**STATED EXERCISE:**
Copy everything in the listing below word for word, apart from any images.

**MATERIAL FOR THIS EXERCISE:**
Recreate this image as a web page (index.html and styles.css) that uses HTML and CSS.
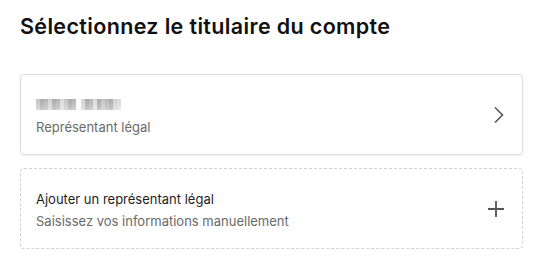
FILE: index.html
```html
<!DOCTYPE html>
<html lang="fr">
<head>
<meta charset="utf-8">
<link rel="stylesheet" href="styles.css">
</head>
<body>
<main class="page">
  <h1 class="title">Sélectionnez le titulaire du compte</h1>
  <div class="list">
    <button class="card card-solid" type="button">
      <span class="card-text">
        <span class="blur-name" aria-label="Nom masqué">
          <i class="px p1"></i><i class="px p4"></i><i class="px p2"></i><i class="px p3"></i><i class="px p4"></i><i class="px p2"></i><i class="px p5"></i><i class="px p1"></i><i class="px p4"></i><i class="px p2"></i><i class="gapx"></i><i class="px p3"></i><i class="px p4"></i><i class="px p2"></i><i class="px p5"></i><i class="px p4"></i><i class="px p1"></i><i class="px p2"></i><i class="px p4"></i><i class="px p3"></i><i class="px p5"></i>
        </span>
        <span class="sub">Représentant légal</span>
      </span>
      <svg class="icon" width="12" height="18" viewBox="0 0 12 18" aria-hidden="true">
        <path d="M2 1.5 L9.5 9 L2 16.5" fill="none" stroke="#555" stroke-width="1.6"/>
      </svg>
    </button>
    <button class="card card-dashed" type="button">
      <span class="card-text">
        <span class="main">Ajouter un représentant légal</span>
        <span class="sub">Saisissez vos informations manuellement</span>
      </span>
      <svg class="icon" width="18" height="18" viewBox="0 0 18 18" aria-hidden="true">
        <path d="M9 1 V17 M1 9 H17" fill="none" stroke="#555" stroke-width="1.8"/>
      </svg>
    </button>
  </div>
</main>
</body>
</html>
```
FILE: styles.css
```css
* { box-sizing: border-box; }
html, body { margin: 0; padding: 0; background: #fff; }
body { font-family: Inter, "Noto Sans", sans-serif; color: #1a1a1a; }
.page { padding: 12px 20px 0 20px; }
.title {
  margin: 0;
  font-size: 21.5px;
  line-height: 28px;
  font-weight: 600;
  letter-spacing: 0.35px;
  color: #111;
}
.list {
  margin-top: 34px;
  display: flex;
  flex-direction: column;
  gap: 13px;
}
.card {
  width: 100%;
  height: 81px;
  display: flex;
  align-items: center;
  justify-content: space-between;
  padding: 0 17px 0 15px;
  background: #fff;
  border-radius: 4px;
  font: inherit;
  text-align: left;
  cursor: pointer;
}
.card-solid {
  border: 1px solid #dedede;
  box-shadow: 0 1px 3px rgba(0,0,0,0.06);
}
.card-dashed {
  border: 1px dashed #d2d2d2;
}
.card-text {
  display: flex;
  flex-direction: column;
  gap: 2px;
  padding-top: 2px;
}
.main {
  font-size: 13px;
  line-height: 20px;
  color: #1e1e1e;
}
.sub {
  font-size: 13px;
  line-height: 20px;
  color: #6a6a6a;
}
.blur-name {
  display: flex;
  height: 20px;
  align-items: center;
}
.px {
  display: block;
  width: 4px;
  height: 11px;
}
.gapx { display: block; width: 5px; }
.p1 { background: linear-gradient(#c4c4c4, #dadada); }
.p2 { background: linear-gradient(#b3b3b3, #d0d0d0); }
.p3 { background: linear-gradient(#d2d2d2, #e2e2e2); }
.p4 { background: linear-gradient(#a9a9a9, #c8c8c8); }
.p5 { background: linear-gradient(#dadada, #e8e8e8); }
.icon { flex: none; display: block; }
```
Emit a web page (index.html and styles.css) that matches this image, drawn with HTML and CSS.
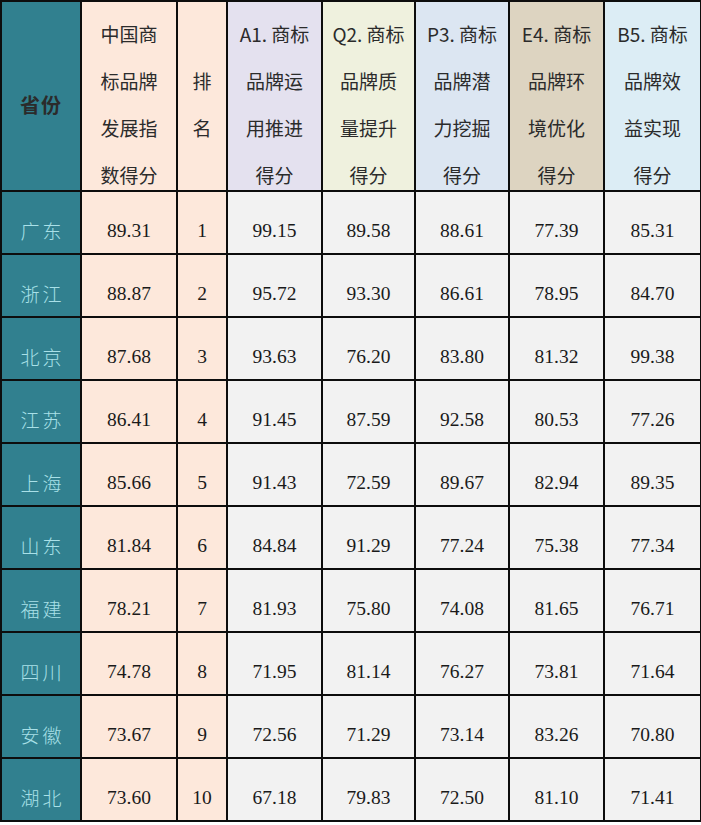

**FINISHED TASK:**
Recreate this image as a web page (index.html and styles.css) that uses HTML and CSS.
FILE: index.html
```html
<!DOCTYPE html>
<html lang="fr">
<head>
<meta charset="utf-8">
<link rel="stylesheet" href="styles.css">
</head>
<body>
<main class="page">
  <h1 class="title">Sélectionnez le titulaire du compte</h1>
  <div class="list">
    <button class="card card-solid" type="button">
      <span class="card-text">
        <span class="blur-name" aria-label="Nom masqué">
          <i class="px p1"></i><i class="px p4"></i><i class="px p2"></i><i class="px p3"></i><i class="px p4"></i><i class="px p2"></i><i class="px p5"></i><i class="px p1"></i><i class="px p4"></i><i class="px p2"></i><i class="gapx"></i><i class="px p3"></i><i class="px p4"></i><i class="px p2"></i><i class="px p5"></i><i class="px p4"></i><i class="px p1"></i><i class="px p2"></i><i class="px p4"></i><i class="px p3"></i><i class="px p5"></i>
        </span>
        <span class="sub">Représentant légal</span>
      </span>
      <svg class="icon" width="12" height="18" viewBox="0 0 12 18" aria-hidden="true">
        <path d="M2 1.5 L9.5 9 L2 16.5" fill="none" stroke="#555" stroke-width="1.6"/>
      </svg>
    </button>
    <button class="card card-dashed" type="button">
      <span class="card-text">
        <span class="main">Ajouter un représentant légal</span>
        <span class="sub">Saisissez vos informations manuellement</span>
      </span>
      <svg class="icon" width="18" height="18" viewBox="0 0 18 18" aria-hidden="true">
        <path d="M9 1 V17 M1 9 H17" fill="none" stroke="#555" stroke-width="1.8"/>
      </svg>
    </button>
  </div>
</main>
</body>
</html>
```
FILE: styles.css
```css
* { box-sizing: border-box; }
html, body { margin: 0; padding: 0; background: #fff; }
body { font-family: Inter, "Noto Sans", sans-serif; color: #1a1a1a; }
.page { padding: 12px 20px 0 20px; }
.title {
  margin: 0;
  font-size: 21.5px;
  line-height: 28px;
  font-weight: 600;
  letter-spacing: 0.35px;
  color: #111;
}
.list {
  margin-top: 34px;
  display: flex;
  flex-direction: column;
  gap: 13px;
}
.card {
  width: 100%;
  height: 81px;
  display: flex;
  align-items: center;
  justify-content: space-between;
  padding: 0 17px 0 15px;
  background: #fff;
  border-radius: 4px;
  font: inherit;
  text-align: left;
  cursor: pointer;
}
.card-solid {
  border: 1px solid #dedede;
  box-shadow: 0 1px 3px rgba(0,0,0,0.06);
}
.card-dashed {
  border: 1px dashed #d2d2d2;
}
.card-text {
  display: flex;
  flex-direction: column;
  gap: 2px;
  padding-top: 2px;
}
.main {
  font-size: 13px;
  line-height: 20px;
  color: #1e1e1e;
}
.sub {
  font-size: 13px;
  line-height: 20px;
  color: #6a6a6a;
}
.blur-name {
  display: flex;
  height: 20px;
  align-items: center;
}
.px {
  display: block;
  width: 4px;
  height: 11px;
}
.gapx { display: block; width: 5px; }
.p1 { background: linear-gradient(#c4c4c4, #dadada); }
.p2 { background: linear-gradient(#b3b3b3, #d0d0d0); }
.p3 { background: linear-gradient(#d2d2d2, #e2e2e2); }
.p4 { background: linear-gradient(#a9a9a9, #c8c8c8); }
.p5 { background: linear-gradient(#dadada, #e8e8e8); }
.icon { flex: none; display: block; }
```
Emit a web page (index.html and styles.css) that matches this image, drawn with HTML and CSS.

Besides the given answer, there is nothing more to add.